Microsoft FY16 Q4 Earnings Are Out – Revenue Declines Year Over Year, Azure Shows Solid Growth

Ramish Zafar

This is not investment advice. The author has no position in any of the stocks mentioned. has a disclosure and ethics policy.

With Microsoft's (NASDAQ: MSFT) FY16 Q4 Earnings out, the company's looking to stabilize matters using cloud computing. After some rather disappointing runs with mobile investments, it's the cloud that has caught Nadella's attention. Redmond's been eager to cite the run rate for its commercial cloud services, which saw a couple of good wins recently, but overall, they fail to make up for earlier losses and growth slowdown.

Microsoft (NASDAQ: MSFT)'s Q4 Earnings Are Out

As Microsoft starts to struggle in the personal computing segment, the company's been looking at other growth options for quite some time now. Windows Mobile was one such attempt, but its impact still continues to affect the company's financials. With Q2 results being out after market close, it looks like partnerships with Amazon, Boeing and GE are finally starting to pay off for the software and gaming giant.

Microsoft Corp. today announced the following results for the fiscal year ended June 30, 2016:

  • Revenue was $85.3 billion GAAP, and $92.0 billion non-GAAP
  • Operating income was $20.2 billion GAAP, and $27.9 billion non-GAAP
  • Net income was $16.8 billion GAAP, and $22.3 billion non-GAAP
  • Diluted earnings per share was $2.10 GAAP, and $2.79 non-GAAP

While Wall Street in general rejoiced when Microsoft (NASDAQ: MSFT) reported Earnings Per Share of $0.69, the company is still recovering from the far reaching financial impact of Windows Mobile. 'Phone' still accounts for a 71% decrease in revenues, so looks like we won't be getting to hear any more talk about Windows Mobile in the future. Aside from EPS and its subsequent impact on share price, overall outlook for the company seems to be moderately optimistic.

8.8% decline in revenue (year over year)

Year-on-Year revenues for the company fell to $8.5 Billion, from $9.4 Billion last year, marking for a 8.8% decline. The drop came directly as a result of a $14 Billion drop in sales of products, a segment which also includes 'More Personal Computing' which deals with the company's mobile devices. However, server based revenues, which includes Azure, saw an increase of 7% to $6.7 Billion. In fact, its been Azure that's been very popular among a lot of corporations out there, and is the primary reason outlook on the company remains optimistic.

Cloud exceeds expectations

Microsoft (NASDAQ: MSFT)'s made some major hits with Azure lately, especially as Boeing and General Electric both announced their decisions to use the company's cloud for their data servicing needs. Even though this gain sounds small on paper, the long term potential of Redmond finally expanding to cloud based data analytics shouldn't be underestimated in any regard. In fact, these have led CEO Satya Nadella to believe that the company will be able to achieve $20 Billion by 2018.

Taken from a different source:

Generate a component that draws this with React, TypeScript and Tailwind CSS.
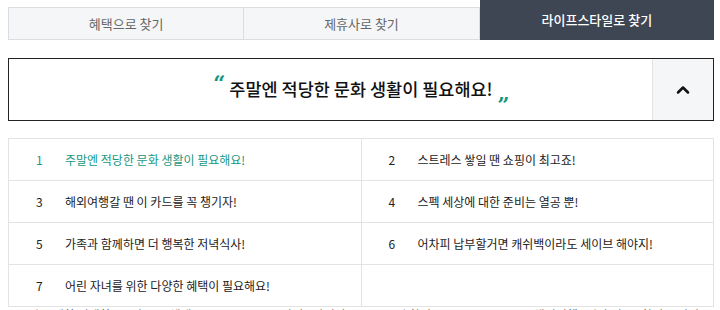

With Redmond, Boeing will be able to consolidate its massive pool of data on a single platform. This, in turn will allow the company to carry formulate much more effective models and eventually contribute towards improving processes and services. For General Electric, the integration of Azure with its Predix will be another inroad into cloud computing as a complete platform for industrial scenarios; a factor that was also reflected with Microsoft's announcement of its acquisition of network LinkedIn last month.

Surface lineup still a strong performer

Moving towards mobility, the company's Surface lineup still manages to outdo itself. Both the Surface Pro and the Surface Book contribute to a 9% increase in revenues. So even though Windows Mobile might not have been up to the mark, Redmond's effective integration of design, portability and performance on its portable computing lineup continue to pay off. Its all about the cloud for Microsoft as this FY16 comes to an end, especially as another strong growth segment being Office 365.

Office 365 commercial, Office consumer products and Office Cloud services all grew 73% over the year indicating that Microsoft's finally started to take steps in the right direction. While the Surface lineup might be popular, the company's strength has always been software. With Azure and Office 365 we expect more stable moves in this direction. Still, the company's cost of revenue for services also continues to increase. The company's also piled up short and long term debt, both of which have increased by $7.9 and $12.9 Billion respectively.

MSFT Corp. (NASDAQ: MSFT) was trading at $53.09 on June 19th, down 1.6% from the previous trading day. Thomson Reuters put mean EPS for Microsoft at 58 cents, with the four week prior high and low estimates being 63 and 55 cents respectively.